▶ **What is asked**: Filter this data down to the lines that hold "React", and copy them.

-- START Stored data --

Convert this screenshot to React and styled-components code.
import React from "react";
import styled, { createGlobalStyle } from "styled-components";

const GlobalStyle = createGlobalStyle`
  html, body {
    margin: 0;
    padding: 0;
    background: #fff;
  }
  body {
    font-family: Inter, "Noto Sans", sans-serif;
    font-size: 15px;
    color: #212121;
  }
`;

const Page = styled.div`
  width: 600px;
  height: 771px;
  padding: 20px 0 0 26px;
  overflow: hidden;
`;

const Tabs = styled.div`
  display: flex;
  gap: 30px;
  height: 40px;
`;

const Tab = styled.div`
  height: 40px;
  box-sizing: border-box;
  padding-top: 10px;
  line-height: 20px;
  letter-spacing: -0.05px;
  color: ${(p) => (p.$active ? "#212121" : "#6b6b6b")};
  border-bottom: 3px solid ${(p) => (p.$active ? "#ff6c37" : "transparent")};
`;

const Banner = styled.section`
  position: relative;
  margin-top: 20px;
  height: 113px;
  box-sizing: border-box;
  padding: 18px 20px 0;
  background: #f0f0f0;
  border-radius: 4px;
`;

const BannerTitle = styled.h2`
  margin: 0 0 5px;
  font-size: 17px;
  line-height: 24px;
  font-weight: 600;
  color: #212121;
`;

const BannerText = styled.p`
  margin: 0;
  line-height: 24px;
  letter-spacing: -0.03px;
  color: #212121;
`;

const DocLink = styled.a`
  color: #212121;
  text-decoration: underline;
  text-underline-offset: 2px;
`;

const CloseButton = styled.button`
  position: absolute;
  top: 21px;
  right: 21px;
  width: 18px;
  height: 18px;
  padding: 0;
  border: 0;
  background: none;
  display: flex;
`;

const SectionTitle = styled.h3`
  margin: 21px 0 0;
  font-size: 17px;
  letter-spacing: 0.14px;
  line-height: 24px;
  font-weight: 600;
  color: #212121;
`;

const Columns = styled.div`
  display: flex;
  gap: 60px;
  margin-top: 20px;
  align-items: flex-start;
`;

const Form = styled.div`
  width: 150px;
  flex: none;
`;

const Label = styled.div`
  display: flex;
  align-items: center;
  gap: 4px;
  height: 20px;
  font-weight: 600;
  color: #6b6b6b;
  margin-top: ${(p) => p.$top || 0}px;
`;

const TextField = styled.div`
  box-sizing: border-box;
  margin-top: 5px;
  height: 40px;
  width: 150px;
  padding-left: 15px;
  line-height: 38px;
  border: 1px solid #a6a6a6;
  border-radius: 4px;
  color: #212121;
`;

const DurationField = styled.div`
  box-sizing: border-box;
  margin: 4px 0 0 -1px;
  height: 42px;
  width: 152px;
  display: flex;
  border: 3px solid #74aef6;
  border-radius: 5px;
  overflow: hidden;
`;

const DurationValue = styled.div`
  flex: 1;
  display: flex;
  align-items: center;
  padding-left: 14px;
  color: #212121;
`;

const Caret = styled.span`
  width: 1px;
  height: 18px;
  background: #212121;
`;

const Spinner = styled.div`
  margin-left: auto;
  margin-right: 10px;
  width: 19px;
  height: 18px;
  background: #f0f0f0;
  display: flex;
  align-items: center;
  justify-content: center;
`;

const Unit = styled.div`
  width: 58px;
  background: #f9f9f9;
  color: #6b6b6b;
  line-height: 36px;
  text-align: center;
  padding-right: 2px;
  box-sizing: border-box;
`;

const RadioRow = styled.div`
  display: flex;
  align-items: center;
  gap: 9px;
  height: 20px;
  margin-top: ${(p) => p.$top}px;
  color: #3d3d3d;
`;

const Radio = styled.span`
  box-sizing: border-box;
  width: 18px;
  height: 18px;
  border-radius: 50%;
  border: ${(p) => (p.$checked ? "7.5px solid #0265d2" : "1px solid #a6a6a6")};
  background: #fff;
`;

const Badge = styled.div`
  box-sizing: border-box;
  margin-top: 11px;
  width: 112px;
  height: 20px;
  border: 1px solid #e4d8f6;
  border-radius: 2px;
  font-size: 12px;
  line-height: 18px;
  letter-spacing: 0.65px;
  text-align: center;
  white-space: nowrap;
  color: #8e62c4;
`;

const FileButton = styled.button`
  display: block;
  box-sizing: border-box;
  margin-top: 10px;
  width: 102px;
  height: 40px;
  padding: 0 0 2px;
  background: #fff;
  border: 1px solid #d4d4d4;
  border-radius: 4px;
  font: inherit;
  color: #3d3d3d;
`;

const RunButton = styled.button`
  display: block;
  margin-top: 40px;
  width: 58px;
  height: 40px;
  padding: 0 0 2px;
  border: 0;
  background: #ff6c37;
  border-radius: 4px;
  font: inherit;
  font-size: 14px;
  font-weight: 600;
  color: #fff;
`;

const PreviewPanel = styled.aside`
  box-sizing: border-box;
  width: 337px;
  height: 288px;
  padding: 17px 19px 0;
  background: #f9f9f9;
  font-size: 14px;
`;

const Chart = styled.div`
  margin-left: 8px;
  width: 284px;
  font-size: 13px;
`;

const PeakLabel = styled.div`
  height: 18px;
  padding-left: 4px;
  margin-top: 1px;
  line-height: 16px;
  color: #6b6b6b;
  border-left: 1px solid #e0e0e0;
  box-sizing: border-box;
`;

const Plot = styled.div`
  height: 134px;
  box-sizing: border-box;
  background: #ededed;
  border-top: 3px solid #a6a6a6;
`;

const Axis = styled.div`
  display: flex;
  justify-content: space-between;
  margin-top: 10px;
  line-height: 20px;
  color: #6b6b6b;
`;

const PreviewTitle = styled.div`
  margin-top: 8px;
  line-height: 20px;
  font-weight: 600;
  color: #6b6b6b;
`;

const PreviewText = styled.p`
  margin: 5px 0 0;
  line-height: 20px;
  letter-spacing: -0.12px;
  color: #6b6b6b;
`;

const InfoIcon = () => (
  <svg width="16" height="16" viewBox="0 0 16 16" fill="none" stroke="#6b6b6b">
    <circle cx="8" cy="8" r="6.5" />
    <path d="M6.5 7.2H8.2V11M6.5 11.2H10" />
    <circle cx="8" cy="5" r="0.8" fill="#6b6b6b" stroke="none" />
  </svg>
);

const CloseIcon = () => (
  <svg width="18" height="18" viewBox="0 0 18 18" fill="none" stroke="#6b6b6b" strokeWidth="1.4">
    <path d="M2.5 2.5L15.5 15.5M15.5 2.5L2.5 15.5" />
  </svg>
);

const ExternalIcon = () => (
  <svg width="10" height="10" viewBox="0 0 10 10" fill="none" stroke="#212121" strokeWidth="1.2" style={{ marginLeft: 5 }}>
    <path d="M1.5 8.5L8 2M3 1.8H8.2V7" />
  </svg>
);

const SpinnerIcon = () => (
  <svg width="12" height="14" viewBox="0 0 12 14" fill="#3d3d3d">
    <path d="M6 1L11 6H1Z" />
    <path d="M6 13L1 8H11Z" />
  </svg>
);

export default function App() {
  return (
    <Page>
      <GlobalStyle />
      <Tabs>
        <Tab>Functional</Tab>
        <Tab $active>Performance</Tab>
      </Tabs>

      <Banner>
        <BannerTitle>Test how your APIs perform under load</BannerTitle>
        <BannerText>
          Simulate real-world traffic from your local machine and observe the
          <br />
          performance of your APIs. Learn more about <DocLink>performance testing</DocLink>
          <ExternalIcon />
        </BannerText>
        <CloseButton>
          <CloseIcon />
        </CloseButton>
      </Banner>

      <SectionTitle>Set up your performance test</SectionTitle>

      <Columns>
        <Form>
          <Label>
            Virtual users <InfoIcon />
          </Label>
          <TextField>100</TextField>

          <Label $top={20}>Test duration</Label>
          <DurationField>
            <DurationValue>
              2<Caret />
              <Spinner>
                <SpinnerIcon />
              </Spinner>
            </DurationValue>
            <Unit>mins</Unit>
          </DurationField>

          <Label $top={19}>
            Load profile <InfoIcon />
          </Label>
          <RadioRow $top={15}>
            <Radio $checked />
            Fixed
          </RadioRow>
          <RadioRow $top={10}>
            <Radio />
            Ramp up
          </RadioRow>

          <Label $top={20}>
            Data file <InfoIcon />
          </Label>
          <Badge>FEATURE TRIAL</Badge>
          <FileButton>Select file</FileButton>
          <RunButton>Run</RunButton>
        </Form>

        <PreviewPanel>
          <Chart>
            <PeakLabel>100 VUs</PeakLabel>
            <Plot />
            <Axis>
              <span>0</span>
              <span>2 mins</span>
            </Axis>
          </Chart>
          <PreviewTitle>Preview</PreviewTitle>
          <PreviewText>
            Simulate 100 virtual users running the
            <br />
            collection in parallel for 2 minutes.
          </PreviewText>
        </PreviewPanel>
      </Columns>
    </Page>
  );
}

-- END Stored data --

▶ **Full solution**:
Convert this screenshot to React and styled-components code.
import React from "react";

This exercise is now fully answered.